Point of No Return — Automation is a good-news, bad-news deal

Date Published: 
Jan. 25, 2018

The “infinite monkey theorem” suggests that a monkey randomly striking keys on a typewriter keyboard for an infinite amount of time will, at some point, produce a given text — such as the complete works of William Shakespeare or a cover-to-cover redux of “War and Peace.”

I’m familiar with this theorem, at least partially, because it keeps me aware that I can be easily replaced at any given time by a caffeine-fueled, talented monkey. Or a talent-less monkey. Or, really, a house plant.

None of us particularly like the feeling that we can be replaced, right? It’s dehumanizing to believe that we are expendable, and simply removed like an expired battery while a fresh one takes our place.

But it happens, in nearly every walk of life. Joe Montana got replaced by Steve Young with the San Francisco 49ers. Col. Henry Blake got replaced by Col. Sherman Potter in M*A*S*H, and Trapper John got replaced by B.J. Honeycutt. Oh, and Frank Burns was replaced by Charles Emerson Winchester III. You know, a lot of actors got replaced on M*A*S*H, but it just kept running and running for years...

But I digress.

I originally got caught up in this topic of replaceable humans when reporter Laura Walter was telling me about a meeting of the Delaware Advisory Council on Connected and Autonomous Vehicles last week in Dover. In a nutshell, an Uber representative was discussing how driverless vehicles will be an option for people ordering Uber’s taxi-like services on their mobile app.

This is interesting technology, to say the least.
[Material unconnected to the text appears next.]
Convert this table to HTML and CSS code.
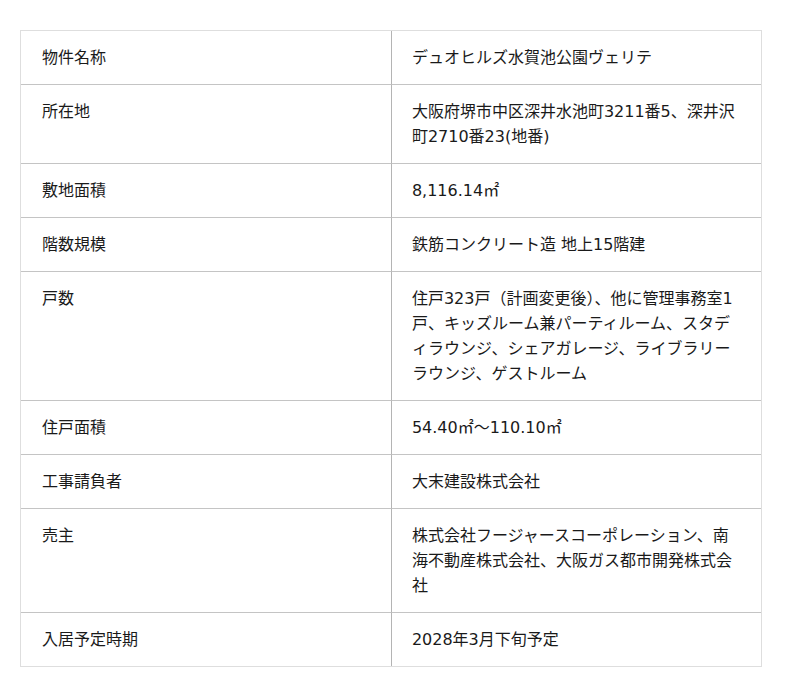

We’ve seen Google flirt with these vehicles in building their comprehensive database of roads, Amazon discuss delivery vehicles without drivers and numerous other companies dip their toes into the possibilities.

There could be wide-ranging benefits, from driverless trucks that could ping-pong cross-country and back, only stopping for fuel, to cars driving home inebriated owners to opening up more parking spaces as cars drive home between taking owners where they need to go. And, of course, it could mean the end of paying jobs for people who drive taxis or trucks.

And this is what I fear the most.

I’m a capitalist, and a small-business owner. Though this is a dramatic oversimplification, I understand that there are two fundamental driving forces in any business — money coming in, and money going out. A business always wants to increase the money coming in, and decrease or limit the amount of money going out.

For a company like Uber, fully-automated vehicles means that they can have the same or more revenue as before, but no longer have to pay drivers a percentage. That is a basic win-win for the company, right?

On the flip side, that is a loss of jobs for people. It equates to people not being able to pay their mortgages, utilize health insurance, feed their kids or funnel expendable income back into the economy through restaurants and shops. It could ultimately lead to people going to the government for assistance, which impacts government spending.

It’s a tricky situation, to be sure.

Do businesses have an obligation to hire as many people as possible, or to be as profitable as they can manage? Should private businesses be held accountable for any impact on public life if they let people go to save on expenses? Those are questions for the philosophers, I’m afraid. I’m simply here to pose them.

This is not all about Uber, or autonomous vehicles. We’ve seen factories replace workers with robotics on assembly lines, self-checkout lines and fewer baggers at grocery stores, ATMs and direct-deposit banking, and restaurants where you place your order on a screen at your table, lessening how many servers need to be on the floor at any given time.

“Software substitution, whether it’s for drivers or waiters or nurses... it’s progressing,” said Bill Gates, former CEO of Microsoft and all-around rich dude, at an economic think tank in March 2014, as quoted by Business Insider. “Technology over time will reduce demand for jobs, particularly at the lower end of skill set. ... Twenty years from now, labor demand for lots of skill sets will be substantially lower. I don’t think people have that in their mental model.”

That was nearly four years ago, and things have only escalated. Amazon opened Amazon Go at their headquarters in Seattle recently, and the store has no checkout clerks or checkout stands. Shoppers use a smartphone app, while cameras and algorithms figure out what they’re buying and bill their Amazon account accordingly. Other businesses will be watching Amazon Go intently, deciding if it’s reasonable technology for them to chase.

A study by the research firm PwC last spring estimated that 38 percent of U.S. jobs could be lost to automation in the next 15 years, according to a story on recode.net. “The U.S. has a higher percentage of jobs under threat by automation because more workers in the U.S. are employed in positions that require routinized tasks, like filling out paperwork,” according to the article.

Going more toward automation is a responsible and wise decision by companies in terms of maximizing profits and satisfying shareholders, and it will only continue to grow with technology. But there are bound to be bumps and bruises with human employment as this advances.

Now we need people much smarter than myself to come up with a course of action for future generations of American workers, or different troubles could be in the cards.

You know, like typing monkeys. Those guys are real trouble.